## Short exercise
Please count the lines in the listing below where the word "React" appears. Give the number only.

____

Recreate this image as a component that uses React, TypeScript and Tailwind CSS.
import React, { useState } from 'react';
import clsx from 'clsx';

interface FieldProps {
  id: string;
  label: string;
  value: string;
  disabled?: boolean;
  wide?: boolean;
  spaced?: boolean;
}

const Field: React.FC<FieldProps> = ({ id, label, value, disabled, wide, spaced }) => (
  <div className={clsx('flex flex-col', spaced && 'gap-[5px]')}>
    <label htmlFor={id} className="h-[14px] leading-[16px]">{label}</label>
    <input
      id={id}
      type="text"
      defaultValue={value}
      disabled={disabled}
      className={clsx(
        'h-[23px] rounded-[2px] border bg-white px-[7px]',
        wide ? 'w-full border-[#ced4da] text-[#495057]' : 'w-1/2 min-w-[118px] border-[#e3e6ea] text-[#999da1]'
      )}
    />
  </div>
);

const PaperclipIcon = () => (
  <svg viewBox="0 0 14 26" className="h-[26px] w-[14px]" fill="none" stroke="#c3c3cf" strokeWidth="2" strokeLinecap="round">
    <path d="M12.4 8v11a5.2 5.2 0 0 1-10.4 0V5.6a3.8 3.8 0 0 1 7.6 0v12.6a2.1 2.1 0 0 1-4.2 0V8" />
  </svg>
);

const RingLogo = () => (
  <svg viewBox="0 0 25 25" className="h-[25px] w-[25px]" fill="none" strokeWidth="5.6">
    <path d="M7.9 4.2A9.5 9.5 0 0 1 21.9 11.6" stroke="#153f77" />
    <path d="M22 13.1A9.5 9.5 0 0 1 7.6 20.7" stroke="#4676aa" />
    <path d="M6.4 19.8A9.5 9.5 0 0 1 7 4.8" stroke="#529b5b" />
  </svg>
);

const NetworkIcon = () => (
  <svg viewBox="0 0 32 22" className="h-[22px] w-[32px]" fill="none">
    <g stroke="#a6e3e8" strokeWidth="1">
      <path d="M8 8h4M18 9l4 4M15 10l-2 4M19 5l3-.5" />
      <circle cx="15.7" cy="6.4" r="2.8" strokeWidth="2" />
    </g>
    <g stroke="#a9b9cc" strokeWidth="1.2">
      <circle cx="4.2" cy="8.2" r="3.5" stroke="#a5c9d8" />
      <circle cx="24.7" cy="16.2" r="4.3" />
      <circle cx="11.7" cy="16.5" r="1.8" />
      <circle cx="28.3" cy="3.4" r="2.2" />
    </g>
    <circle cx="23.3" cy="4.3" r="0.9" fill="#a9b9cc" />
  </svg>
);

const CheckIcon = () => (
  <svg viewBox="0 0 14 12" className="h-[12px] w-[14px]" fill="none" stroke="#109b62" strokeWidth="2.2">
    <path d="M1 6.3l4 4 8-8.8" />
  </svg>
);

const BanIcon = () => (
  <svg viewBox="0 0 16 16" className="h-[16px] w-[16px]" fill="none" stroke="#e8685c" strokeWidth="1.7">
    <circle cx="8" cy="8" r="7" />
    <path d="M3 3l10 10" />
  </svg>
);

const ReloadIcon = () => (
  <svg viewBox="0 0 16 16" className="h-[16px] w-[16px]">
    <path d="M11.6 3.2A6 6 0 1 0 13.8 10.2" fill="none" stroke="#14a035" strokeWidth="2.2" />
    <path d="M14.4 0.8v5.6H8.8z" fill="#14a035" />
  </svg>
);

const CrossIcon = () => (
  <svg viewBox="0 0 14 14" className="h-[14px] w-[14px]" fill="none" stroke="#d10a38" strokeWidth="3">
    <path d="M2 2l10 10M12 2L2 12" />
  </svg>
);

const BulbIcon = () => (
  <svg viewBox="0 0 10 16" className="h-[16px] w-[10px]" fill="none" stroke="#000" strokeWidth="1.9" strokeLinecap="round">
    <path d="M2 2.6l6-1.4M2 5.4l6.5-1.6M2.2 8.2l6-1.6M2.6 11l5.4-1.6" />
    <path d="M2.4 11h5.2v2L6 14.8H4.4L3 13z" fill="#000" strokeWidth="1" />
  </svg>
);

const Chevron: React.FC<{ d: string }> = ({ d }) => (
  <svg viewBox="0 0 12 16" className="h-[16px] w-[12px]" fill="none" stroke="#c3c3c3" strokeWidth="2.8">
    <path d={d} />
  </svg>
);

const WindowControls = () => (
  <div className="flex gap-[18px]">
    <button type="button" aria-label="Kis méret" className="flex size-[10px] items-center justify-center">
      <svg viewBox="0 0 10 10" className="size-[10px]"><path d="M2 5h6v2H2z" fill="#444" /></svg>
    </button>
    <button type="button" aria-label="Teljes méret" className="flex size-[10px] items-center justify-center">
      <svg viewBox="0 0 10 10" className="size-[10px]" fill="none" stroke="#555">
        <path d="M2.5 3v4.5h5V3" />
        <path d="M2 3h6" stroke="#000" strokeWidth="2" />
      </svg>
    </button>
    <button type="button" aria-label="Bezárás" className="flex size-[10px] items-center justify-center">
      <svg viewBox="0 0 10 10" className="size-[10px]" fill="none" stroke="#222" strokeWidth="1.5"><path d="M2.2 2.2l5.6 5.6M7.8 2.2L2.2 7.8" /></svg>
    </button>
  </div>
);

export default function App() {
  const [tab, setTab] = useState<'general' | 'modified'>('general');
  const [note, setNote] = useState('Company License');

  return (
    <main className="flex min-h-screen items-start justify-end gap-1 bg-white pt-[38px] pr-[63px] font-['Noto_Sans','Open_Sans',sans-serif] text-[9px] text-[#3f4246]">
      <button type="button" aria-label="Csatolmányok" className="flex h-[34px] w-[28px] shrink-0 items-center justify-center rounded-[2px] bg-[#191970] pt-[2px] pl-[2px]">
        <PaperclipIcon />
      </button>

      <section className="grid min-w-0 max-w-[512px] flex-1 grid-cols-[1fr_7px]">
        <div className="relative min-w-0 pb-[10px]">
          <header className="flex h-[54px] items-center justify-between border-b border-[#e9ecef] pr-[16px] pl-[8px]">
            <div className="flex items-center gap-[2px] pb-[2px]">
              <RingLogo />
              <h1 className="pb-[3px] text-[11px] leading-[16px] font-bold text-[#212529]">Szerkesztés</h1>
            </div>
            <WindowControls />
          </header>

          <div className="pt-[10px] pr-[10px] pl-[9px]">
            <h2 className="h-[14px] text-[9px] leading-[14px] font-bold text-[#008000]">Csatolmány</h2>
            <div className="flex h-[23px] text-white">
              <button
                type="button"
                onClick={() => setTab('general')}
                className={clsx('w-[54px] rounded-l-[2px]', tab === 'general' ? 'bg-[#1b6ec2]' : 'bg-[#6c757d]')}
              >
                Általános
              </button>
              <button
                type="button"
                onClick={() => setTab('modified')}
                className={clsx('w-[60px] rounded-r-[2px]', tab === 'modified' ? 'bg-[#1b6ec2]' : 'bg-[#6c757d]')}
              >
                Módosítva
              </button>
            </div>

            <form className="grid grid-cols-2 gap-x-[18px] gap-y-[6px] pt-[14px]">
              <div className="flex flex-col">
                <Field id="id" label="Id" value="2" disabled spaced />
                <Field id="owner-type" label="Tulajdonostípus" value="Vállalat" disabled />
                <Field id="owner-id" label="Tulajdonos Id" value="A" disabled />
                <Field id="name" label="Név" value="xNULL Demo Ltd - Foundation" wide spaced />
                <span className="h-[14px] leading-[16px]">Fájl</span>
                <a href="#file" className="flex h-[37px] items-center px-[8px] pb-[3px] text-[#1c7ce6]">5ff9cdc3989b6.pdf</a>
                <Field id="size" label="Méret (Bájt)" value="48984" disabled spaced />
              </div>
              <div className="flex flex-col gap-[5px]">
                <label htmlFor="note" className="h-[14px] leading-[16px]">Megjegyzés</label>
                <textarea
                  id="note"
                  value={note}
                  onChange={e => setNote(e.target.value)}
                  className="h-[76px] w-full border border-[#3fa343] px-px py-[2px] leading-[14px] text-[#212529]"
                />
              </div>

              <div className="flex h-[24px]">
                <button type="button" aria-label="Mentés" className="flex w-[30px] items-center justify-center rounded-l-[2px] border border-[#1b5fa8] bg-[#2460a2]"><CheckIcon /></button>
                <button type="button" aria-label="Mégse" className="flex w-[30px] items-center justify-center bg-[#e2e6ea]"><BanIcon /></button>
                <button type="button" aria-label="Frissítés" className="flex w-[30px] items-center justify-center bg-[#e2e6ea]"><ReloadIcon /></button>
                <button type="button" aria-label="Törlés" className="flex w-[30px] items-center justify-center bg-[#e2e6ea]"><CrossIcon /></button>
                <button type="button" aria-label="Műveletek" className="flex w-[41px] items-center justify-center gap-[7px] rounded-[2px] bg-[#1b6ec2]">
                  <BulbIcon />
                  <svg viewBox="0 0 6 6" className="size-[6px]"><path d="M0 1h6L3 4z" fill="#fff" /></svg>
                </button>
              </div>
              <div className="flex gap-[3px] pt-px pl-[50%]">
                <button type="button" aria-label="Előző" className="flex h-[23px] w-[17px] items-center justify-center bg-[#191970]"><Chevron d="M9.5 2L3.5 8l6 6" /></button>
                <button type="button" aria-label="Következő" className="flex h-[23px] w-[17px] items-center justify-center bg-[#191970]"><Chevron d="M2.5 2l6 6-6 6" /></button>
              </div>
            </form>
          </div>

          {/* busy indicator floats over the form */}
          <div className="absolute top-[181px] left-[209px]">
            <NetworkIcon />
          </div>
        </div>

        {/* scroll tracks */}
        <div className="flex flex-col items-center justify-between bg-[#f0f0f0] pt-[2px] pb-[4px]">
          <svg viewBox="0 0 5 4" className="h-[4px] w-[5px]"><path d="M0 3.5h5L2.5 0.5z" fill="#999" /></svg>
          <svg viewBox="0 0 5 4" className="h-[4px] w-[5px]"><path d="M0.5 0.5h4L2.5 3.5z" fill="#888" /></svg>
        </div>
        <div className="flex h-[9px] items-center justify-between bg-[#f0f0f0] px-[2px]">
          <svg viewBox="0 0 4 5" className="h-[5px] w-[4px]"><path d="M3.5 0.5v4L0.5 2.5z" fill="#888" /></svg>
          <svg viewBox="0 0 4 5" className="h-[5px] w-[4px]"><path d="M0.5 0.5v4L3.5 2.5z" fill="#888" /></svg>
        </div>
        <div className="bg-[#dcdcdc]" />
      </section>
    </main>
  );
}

____

## Completed task
4